Simpson's arrest and the upcoming conference highlight the emerging field of wearable computing, which began about a decade ago as researchers began devising ways to take people's computers off their desktops and embed them on their bodies. All of the designs, whether they are clothing or portable devices that attach to body parts, have computerlike functions. Think of the Bluetooth wireless device that communicates with your cellphone, researchers say.

At the 11th annual International Symposium on Wearable Computers, Picard will present her research on a wearable camera designed to help people with autism discern their own and others' emotions by monitoring their expressions. Three MIT doctoral students will discuss electronic badges that track an employee's movements, emotions, and cellphone chatter.

Thad Starner, a founding member of the conference while an MIT doctoral student and the chairman of this year's event, said he has worn his computer every day for 15 years. Part of it sits in a hip pack and part in an eyepiece that attaches to his glasses and extends in front of his eye.

When he reaches the security gate at airports, Starner said, he takes off his gear and gets ready to explain that his devices are a part of scientific research.

"The thing is, you [put on] the nerd show" for the security workers, said Starner, an associate professor at the Georgia Institute of Technology.

But given the incident with Simpson, he will speak with airport security before the conference about guidelines for participants.

Major Scott Pare, the State Police troop commander at Logan, said his main advice would be to use common sense with electronic devices.
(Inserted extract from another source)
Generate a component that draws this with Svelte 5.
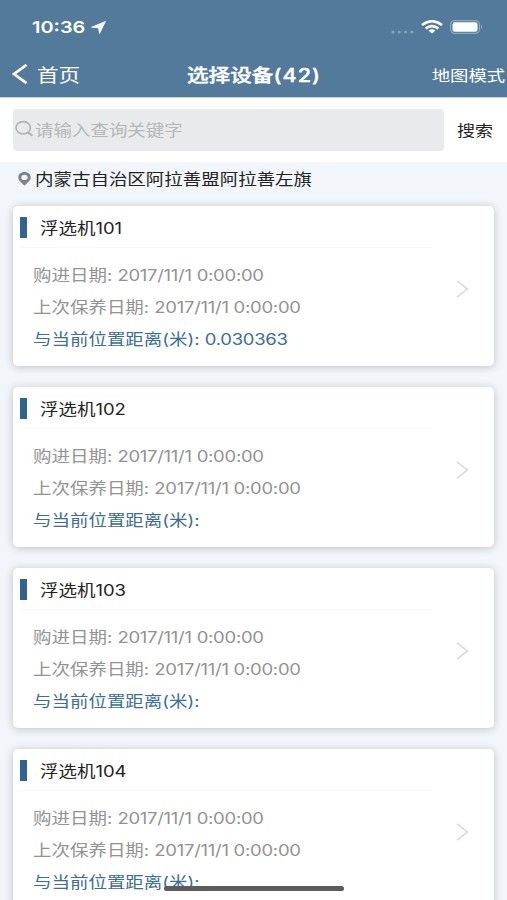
<script lang="ts">
  interface Device {
    name: string
    bought: string
    serviced: string
    distance: string
  }

  const date = '2017/11/1 0:00:00'

  const devices: Device[] = [
    { name: '浮选机101', bought: date, serviced: date, distance: '0.030363' },
    { name: '浮选机102', bought: date, serviced: date, distance: '' },
    { name: '浮选机103', bought: date, serviced: date, distance: '' },
    { name: '浮选机104', bought: date, serviced: date, distance: '' },
  ]
</script>

<div class="screen">
  <header>
    <div class="status">
      <span class="wide time">10:36</span>
      <svg class="arrow" width="15" height="13" viewBox="0 0 14 12">
        <path d="M13.5 0.3 L8 11.6 L7 6.4 L0.5 5.8 Z" fill="#fff" stroke="#fff" stroke-width="0.7" stroke-linejoin="round" />
      </svg>
      <svg class="dots" width="23" height="4" viewBox="0 0 23 4" fill="#86a3bc">
        <circle cx="2" cy="2" r="1.6" />
        <circle cx="8.3" cy="2" r="1.6" />
        <circle cx="14.6" cy="2" r="1.6" />
        <circle cx="20.9" cy="2" r="1.6" />
      </svg>
      <svg class="wifi" width="22" height="14" viewBox="0 0 22 14" fill="none" stroke="#fff" stroke-width="2.6">
        <path d="M1 5 Q11 -2.6 21 5" />
        <path d="M4.6 8.5 Q11 3.6 17.4 8.5" />
        <path d="M7.5 10.5 Q11 8 14.5 10.5 L11 13.6 Z" fill="#fff" stroke="none" />
      </svg>
      <svg class="battery" width="33" height="14" viewBox="0 0 33 14">
        <rect x="0.6" y="0.6" width="28.8" height="12.8" rx="3.8" fill="none" stroke="#8ca8bf" stroke-width="1.2" />
        <rect x="2.5" y="2.3" width="25" height="9.4" rx="2.2" fill="#fff" />
        <path d="M31 4.8 Q33.6 7 31 9.2 Z" fill="#8ca8bf" />
      </svg>
    </div>
    <nav>
      <div class="back">
        <svg width="16" height="20" viewBox="0 0 16 20" fill="none" stroke="#fff" stroke-width="2.7">
          <path d="M14.5 0.9 L2 10 L14.5 19.1" />
        </svg>
        <span class="wide">首页</span>
      </div>
      <h1><span class="wide">选择设备<span class="count">(42)</span></span></h1>
      <div class="mode"><span class="wide">地图模式</span></div>
    </nav>
  </header>

  <div class="search">
    <div class="field">
      <svg width="20" height="18" viewBox="0 0 20 18" fill="none" stroke="#b0b2b4" stroke-width="1.6">
        <ellipse cx="8.2" cy="7.8" rx="7.2" ry="6.2" />
        <path d="M13.1 12.4 L17.5 15.8" stroke-width="2" />
      </svg>
      <span class="wide">请输入查询关键字</span>
    </div>
    <div class="submit"><span class="wide">搜索</span></div>
  </div>

  <div class="address">
    <svg width="13" height="14" viewBox="0 0 13 14">
      <path
        d="M6.5 0 C2.9 0 0.3 2.4 0.3 5.4 C0.3 8.7 4 10.9 6.5 13.8 C9 10.9 12.7 8.7 12.7 5.4 C12.7 2.4 10.1 0 6.5 0 Z M6.5 2.7 A3.2 2.7 0 1 1 6.5 8.1 A3.2 2.7 0 1 1 6.5 2.7 Z"
        fill="#808386"
        fill-rule="evenodd"
      />
    </svg>
    <span class="wide">内蒙古自治区阿拉善盟阿拉善左旗</span>
  </div>

  <ul>
    {#each devices as device}
      <li>
        <div class="name"><span class="wide">{device.name}</span></div>
        <div class="body">
          <div class="lines">
            <p><span class="wide">购进日期: <span class="value">{device.bought}</span></span></p>
            <p><span class="wide">上次保养日期: <span class="value">{device.serviced}</span></span></p>
            <p class="distance">
              <span class="wide">与当前位置距离(米): <span class="value">{device.distance}</span></span>
            </p>
          </div>
          <svg width="13" height="18" viewBox="0 0 13 18" fill="none" stroke="#dcdcdc" stroke-width="1.7">
            <path d="M1 0.8 L11.5 9 L1 17.2" />
          </svg>
        </div>
      </li>
    {/each}
  </ul>

  <div class="home-indicator"></div>
</div>

<style>
  :global(body) {
    margin: 0;
  }

  .screen {
    position: relative;
    height: 900px;
    overflow: hidden;
    background: #f2f6fa;
    font-family: Inter, 'Noto Sans CJK SC', sans-serif;
    font-size: 15.4px;
    color: #222;
  }

  .wide {
    display: inline-block;
    white-space: nowrap;
    transform: scaleX(1.2);
    transform-origin: left center;
  }

  header {
    height: 98px;
    border-bottom: 1px solid #c5d5e3;
    box-sizing: border-box;
    background: #537a9b;
    color: #fff;
  }

  .status {
    display: flex;
    align-items: center;
    height: 54px;
    padding: 0 24px 0 32px;
    box-sizing: border-box;
  }

  .time {
    width: 59px;
    font-size: 16.6px;
    font-weight: 600;
  }

  .dots {
    margin: 9px 7px 0 auto;
  }

  .wifi {
    margin-right: 7px;
  }

  nav {
    display: grid;
    grid-template-columns: 1fr 134px 1fr;
    align-items: center;
    height: 40px;
    font-size: 18px;
  }

  .back {
    display: flex;
    align-items: center;
    gap: 10px;
    padding-left: 12px;
  }

  .back .wide {
    margin-left: -1px;
  }

  h1 {
    margin: 0;
    font-size: 18px;
    font-weight: 500;
    -webkit-text-stroke: 0.4px #fff;
  }

  .count {
    font-weight: 500;
    letter-spacing: 0.9px;
  }

  .mode {
    padding-right: 2px;
    text-align: right;
    font-size: 15.3px;
  }

  .mode .wide {
    transform-origin: right center;
  }

  .search {
    display: flex;
    align-items: center;
    height: 64px;
    padding: 0 14px 0 13px;
    background: #fff;
  }

  .field {
    display: flex;
    align-items: center;
    width: 431px;
    height: 42px;
    padding: 0 0 2px 2px;
    box-sizing: border-box;
    border-radius: 4px;
    background: #e9eaec;
    color: #b5b7b9;
  }

  .submit {
    margin: -2px 0 0 13px;
    font-size: 15px;
  }

  .address {
    display: flex;
    align-items: center;
    gap: 4px;
    height: 34px;
    padding-left: 18px;
  }

  .address .wide {
    margin-top: -2px;
  }

  ul {
    display: grid;
    gap: 21px;
    margin: 0;
    padding: 10px 13px 0;
    list-style: none;
  }

  li {
    height: 160px;
    border-radius: 5px;
    background: #fff;
    box-shadow: 0 1px 8px rgba(0, 0, 0, 0.22);
  }

  .name {
    display: flex;
    align-items: center;
    width: 412px;
    height: 42px;
    margin-left: 7px;
    border-bottom: 1px solid #fafafa;
    box-sizing: border-box;
  }

  .name::before {
    content: '';
    width: 7px;
    height: 21px;
    margin: 2px 13px 0 0;
    background: #30638f;
  }

  .body {
    display: flex;
    align-items: center;
    justify-content: space-between;
    padding: 12px 25px 0 20px;
    color: #929292;
  }

  .body svg {
    margin-top: -39px;
  }

  p {
    height: 32px;
    margin: 0;
    line-height: 32px;
  }

  .value {
    letter-spacing: -0.22px;
  }

  .distance {
    color: #3c6d9a;
  }

  .home-indicator {
    position: absolute;
    left: 164px;
    bottom: 9px;
    width: 180px;
    height: 5px;
    border-radius: 3px;
    background: #5c5c5c;
  }
</style>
"They can wear them, but wear them at the school. Wear them at their business. Wear them at their place of play," Pare said. "But when they're traveling at the airport, they have to think of their fellow passengers. Why put your fellow passengers into fear?"

Simpson, 19, who went to the airport to pick up a friend, was wearing the glowing design on her sweatshirt when she asked a question at the information booth. The woman at the booth called police, who surrounded Simpson outside the airport terminal.

From a distance, Pare said, Simpson's badge looked like it had components common to a suicide bomb.

Simpson was charged with possessing a hoax device. Thomas E. Dwyer Jr., Simpson's attorney, said he believes that authorities lack sufficient evidence to convict Simpson because they will have to prove that she intended to cause anxiety or unrest. Simpson, whose next court date is Oct. 29, did not intend to cause fear, he said.

Still, he echoed Pare's advice to the conventioneers not to wear their devices at the airport.

"Anyone traveling through an airport in America with innocent electronic devices runs the risk of an arrest, because concerns of terror will always outweigh art," Dwyer said.

Leah Buechley, a University of Colorado doctoral student who will bring her flashing bracelets and tank tops to the conference, said she has worn her items through airports in the past - but will not do so at Logan.

Her goal is to make unobtrusive electronic clothing, she said. She has created kits to teach youths how to design shirts that sense motion and communicate that to their cellphones.

Ironically, Simpson would have scored points with MIT's Media Lab on career day with her inventive name tag, Picard said.

"One of my routine interview questions is, 'Would you be willing to wear electronics?' " she said.